──────── Information provided

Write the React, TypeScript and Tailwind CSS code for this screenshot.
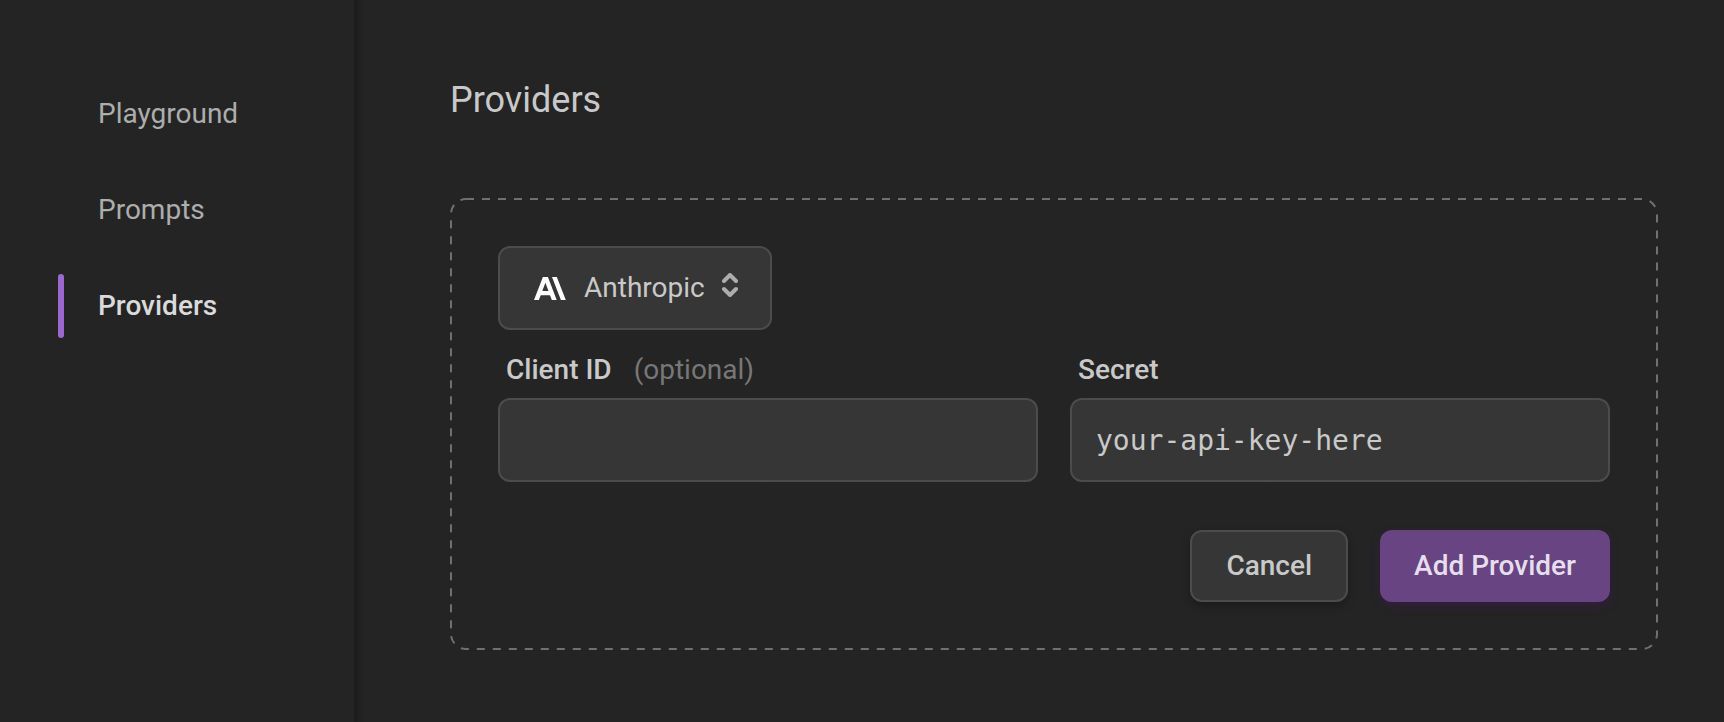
import { useState } from "react";

const navItems = ["Playground", "Prompts", "Providers"];
const providers = ["Anthropic", "OpenAI", "Cohere"];

const fieldClass =
  "h-[84px] w-full rounded-xl border-2 border-[#4c4c4c] bg-[#363636] px-6 text-[28px] text-[#c9c9c9] outline-none";

function AnthropicLogo() {
  return (
    <svg
      aria-hidden="true"
      viewBox="0 0 32 23"
      className="pointer-events-none ml-9 h-[23px] w-8 self-center justify-self-start [grid-area:1/1]"
      fill="#ffffff"
    >
      <path
        fillRule="evenodd"
        d="M8.9 0h5l8.8 23h-4.9l-1.8-4.8H6.7L4.9 23H0L8.9 0Zm2.5 5.8L8.3 14h6.2l-3.1-8.2Z"
      />
      <path d="M18 0h4.8l9 23h-4.9L18 0Z" />
    </svg>
  );
}

function SortChevrons() {
  return (
    <svg
      aria-hidden="true"
      viewBox="0 0 16 24"
      className="pointer-events-none mr-[34px] mb-1.5 h-6 w-4 self-center justify-self-end [grid-area:1/1]"
      fill="none"
      stroke="#adadad"
      strokeWidth="4"
      strokeLinecap="round"
      strokeLinejoin="round"
    >
      <path d="M2 8l6-6 6 6" />
      <path d="M2 16l6 6 6-6" />
    </svg>
  );
}

function DashedOutline() {
  return (
    <svg
      aria-hidden="true"
      className="pointer-events-none absolute inset-0 h-full w-full overflow-visible p-px"
    >
      <rect
        width="100%"
        height="100%"
        rx="15"
        fill="none"
        stroke="#707070"
        strokeWidth="2"
        strokeDasharray="8 8"
      />
    </svg>
  );
}

export default function App() {
  const [provider, setProvider] = useState("Anthropic");
  const [clientId, setClientId] = useState("");
  const [secret, setSecret] = useState("your-api-key-here");

  return (
    <div className="flex min-h-screen bg-[#242424] font-['Roboto',sans-serif] text-[28px] leading-8 text-[#c9c9c9]">
      <aside className="w-[354px] shrink-0 pt-[82px] pl-[58px]">
        <nav className="flex flex-col gap-8">
          {navItems.map((item) => {
            const active = item === "Providers";
            return (
              <a
                key={item}
                href={`#${item.toLowerCase()}`}
                aria-current={active ? "page" : undefined}
                className={
                  active
                    ? "flex h-16 items-center gap-[34px] font-medium text-[#dadada]"
                    : "flex h-16 items-center gap-[34px] text-[#adadad]"
                }
              >
                <span
                  className={
                    active
                      ? "h-16 w-[6px] rounded-full bg-[#9d68cb]"
                      : "h-16 w-[6px]"
                  }
                />
                {item}
              </a>
            );
          })}
        </nav>
      </aside>

      <main className="min-w-0 flex-1 bg-linear-to-r from-[#1b1b1b] to-[#242424] to-[10px] pt-20 pr-[66px] pb-[72px] pl-24">
        <h1 className="text-[36px] leading-10 font-normal">Providers</h1>

        <form
          className="relative mt-[78px] p-12"
          onSubmit={(event) => event.preventDefault()}
        >
          <DashedOutline />

          <div className="inline-grid h-[84px] w-[274px] align-top">
            <select
              aria-label="Provider"
              value={provider}
              onChange={(event) => setProvider(event.target.value)}
              className="appearance-none rounded-xl border-2 border-[#4c4c4c] bg-[#363636] pr-14 pl-[84px] outline-none [grid-area:1/1]"
            >
              {providers.map((name) => (
                <option key={name}>{name}</option>
              ))}
            </select>
            <AnthropicLogo />
            <SortChevrons />
          </div>

          <div className="mt-6 grid grid-cols-2 gap-8">
            <div>
              <label
                htmlFor="client-id"
                className="mb-3 flex gap-[22px] px-2 font-medium"
              >
                Client ID
                <span className="font-normal text-[#777777]">(optional)</span>
              </label>
              <input
                id="client-id"
                type="text"
                value={clientId}
                onChange={(event) => setClientId(event.target.value)}
                className={fieldClass}
              />
            </div>
            <div>
              <label
                htmlFor="secret"
                className="mb-3 flex px-2 font-medium"
              >
                Secret
              </label>
              <input
                id="secret"
                type="text"
                value={secret}
                onChange={(event) => setSecret(event.target.value)}
                className={`${fieldClass} font-['DejaVu_Sans_Mono',monospace]`}
              />
            </div>
          </div>

          <div className="mt-12 flex justify-end gap-8 font-medium">
            <button
              type="button"
              className="h-[72px] rounded-xl border-2 border-[#4c4c4c] bg-[#363636] px-[34px] shadow-[0_4px_8px_#00000040]"
            >
              Cancel
            </button>
            <button
              type="submit"
              className="h-[72px] rounded-xl bg-[#684483] px-[34px] text-[#e6deec] shadow-[0_4px_8px_#3d195780]"
            >
              Add Provider
            </button>
          </div>
        </form>
      </main>
    </div>
  );
}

────────────────

§ Request:
Write out the listing word for word, omitting the pictures it holds.

§ In response:
Write the React, TypeScript and Tailwind CSS code for this screenshot.
import { useState } from "react";

const navItems = ["Playground", "Prompts", "Providers"];
const providers = ["Anthropic", "OpenAI", "Cohere"];

const fieldClass =
  "h-[84px] w-full rounded-xl border-2 border-[#4c4c4c] bg-[#363636] px-6 text-[28px] text-[#c9c9c9] outline-none";

function AnthropicLogo() {
  return (
    <svg
      aria-hidden="true"
      viewBox="0 0 32 23"
      className="pointer-events-none ml-9 h-[23px] w-8 self-center justify-self-start [grid-area:1/1]"
      fill="#ffffff"
    >
      <path
        fillRule="evenodd"
        d="M8.9 0h5l8.8 23h-4.9l-1.8-4.8H6.7L4.9 23H0L8.9 0Zm2.5 5.8L8.3 14h6.2l-3.1-8.2Z"
      />
      <path d="M18 0h4.8l9 23h-4.9L18 0Z" />
    </svg>
  );
}

function SortChevrons() {
  return (
    <svg
      aria-hidden="true"
      viewBox="0 0 16 24"
      className="pointer-events-none mr-[34px] mb-1.5 h-6 w-4 self-center justify-self-end [grid-area:1/1]"
      fill="none"
      stroke="#adadad"
      strokeWidth="4"
      strokeLinecap="round"
      strokeLinejoin="round"
    >
      <path d="M2 8l6-6 6 6" />
      <path d="M2 16l6 6 6-6" />
    </svg>
  );
}

function DashedOutline() {
  return (
    <svg
      aria-hidden="true"
      className="pointer-events-none absolute inset-0 h-full w-full overflow-visible p-px"
    >
      <rect
        width="100%"
        height="100%"
        rx="15"
        fill="none"
        stroke="#707070"
        strokeWidth="2"
        strokeDasharray="8 8"
      />
    </svg>
  );
}

export default function App() {
  const [provider, setProvider] = useState("Anthropic");
  const [clientId, setClientId] = useState("");
  const [secret, setSecret] = useState("your-api-key-here");

  return (
    <div className="flex min-h-screen bg-[#242424] font-['Roboto',sans-serif] text-[28px] leading-8 text-[#c9c9c9]">
      <aside className="w-[354px] shrink-0 pt-[82px] pl-[58px]">
        <nav className="flex flex-col gap-8">
          {navItems.map((item) => {
            const active = item === "Providers";
            return (
              <a
                key={item}
                href={`#${item.toLowerCase()}`}
                aria-current={active ? "page" : undefined}
                className={
                  active
                    ? "flex h-16 items-center gap-[34px] font-medium text-[#dadada]"
                    : "flex h-16 items-center gap-[34px] text-[#adadad]"
                }
              >
                <span
                  className={
                    active
                      ? "h-16 w-[6px] rounded-full bg-[#9d68cb]"
                      : "h-16 w-[6px]"
                  }
                />
                {item}
              </a>
            );
          })}
        </nav>
      </aside>

      <main className="min-w-0 flex-1 bg-linear-to-r from-[#1b1b1b] to-[#242424] to-[10px] pt-20 pr-[66px] pb-[72px] pl-24">
        <h1 className="text-[36px] leading-10 font-normal">Providers</h1>

        <form
          className="relative mt-[78px] p-12"
          onSubmit={(event) => event.preventDefault()}
        >
          <DashedOutline />

          <div className="inline-grid h-[84px] w-[274px] align-top">
            <select
              aria-label="Provider"
              value={provider}
              onChange={(event) => setProvider(event.target.value)}
              className="appearance-none rounded-xl border-2 border-[#4c4c4c] bg-[#363636] pr-14 pl-[84px] outline-none [grid-area:1/1]"
            >
              {providers.map((name) => (
                <option key={name}>{name}</option>
              ))}
            </select>
            <AnthropicLogo />
            <SortChevrons />
          </div>

          <div className="mt-6 grid grid-cols-2 gap-8">
            <div>
              <label
                htmlFor="client-id"
                className="mb-3 flex gap-[22px] px-2 font-medium"
              >
                Client ID
                <span className="font-normal text-[#777777]">(optional)</span>
              </label>
              <input
                id="client-id"
                type="text"
                value={clientId}
                onChange={(event) => setClientId(event.target.value)}
                className={fieldClass}
              />
            </div>
            <div>
              <label
                htmlFor="secret"
                className="mb-3 flex px-2 font-medium"
              >
                Secret
              </label>
              <input
                id="secret"
                type="text"
                value={secret}
                onChange={(event) => setSecret(event.target.value)}
                className={`${fieldClass} font-['DejaVu_Sans_Mono',monospace]`}
              />
            </div>
          </div>

          <div className="mt-12 flex justify-end gap-8 font-medium">
            <button
              type="button"
              className="h-[72px] rounded-xl border-2 border-[#4c4c4c] bg-[#363636] px-[34px] shadow-[0_4px_8px_#00000040]"
            >
              Cancel
            </button>
            <button
              type="submit"
              className="h-[72px] rounded-xl bg-[#684483] px-[34px] text-[#e6deec] shadow-[0_4px_8px_#3d195780]"
            >
              Add Provider
            </button>
          </div>
        </form>
      </main>
    </div>
  );
}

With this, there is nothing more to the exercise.